Thanks again for the series on exotic hulls.
You expressed mild interest in narcosubs. If you do, I hope you can discuss the feasibility of interdiction, since that seems to see a lot of back and forth in other forums I've read. I'm left noticing I don't really know. On the one hand, they're easy to identify, and probably not innocent; on the other, the Caribbean is huge (and now I'm hearing reports of encounters in the Pacific). Back on the first hand, they supposedly follow "known routes", which cuts down the area. And if a missile can reach them, maybe a USCG boat can? But that missile is no doubt coming from a jet, which isn't going to be able to board a boat.
Hence, back and forth.
So, offhand speculation without reading a lot on this: everything I know suggests they should be pretty easy to pick up on passive sonar, because the vast majority of the sound energy is going into the water. Silencing that is very difficult and specialized work, and I doubt the drug smugglers have much knowledge of that beyond maybe the very basics. Apparently, the Americans occasionally deploy an SSN for anti-narco work, and the Dutch send their submarines to do it too. There are articles which suggest the narco-subs will be hard to pick up on sonar because they're made of fiberglass, but I can only assume this is active sonar, assuming it's even true at all.

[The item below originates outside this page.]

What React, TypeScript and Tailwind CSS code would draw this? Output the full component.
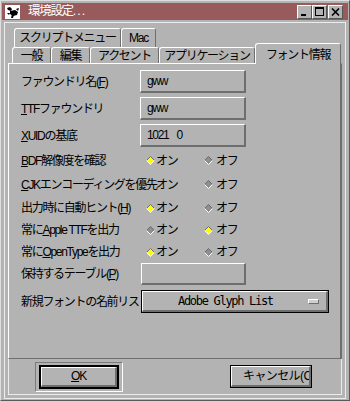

We've done interdiction with boats and helicopters for a long time. Using a missile is somewhat easier, and definitely better PR if you're a certain type of person. But I don't think this is really a game change in the fight against drug trafficking.
The absolute state of defense reporting these days (not a knock on you, bean, of course)
So, to dig into this a bit more, I pulled Rebuilding the Royal Navy, which has a couple pages on the adoption of GRP hulls by the RN. There's no mention of benefits to silencing, which would be important in a minesweeper, and is absolutely the sort of thing DK Brown would talk about if it was a thing. I am genuinely unsure if fiberglass is harder to see on active sonar, but am pretty sure it doesn't make a significant difference to passive sonar.
Very much so, and I am not a defense journalist. I know what I'm talking about.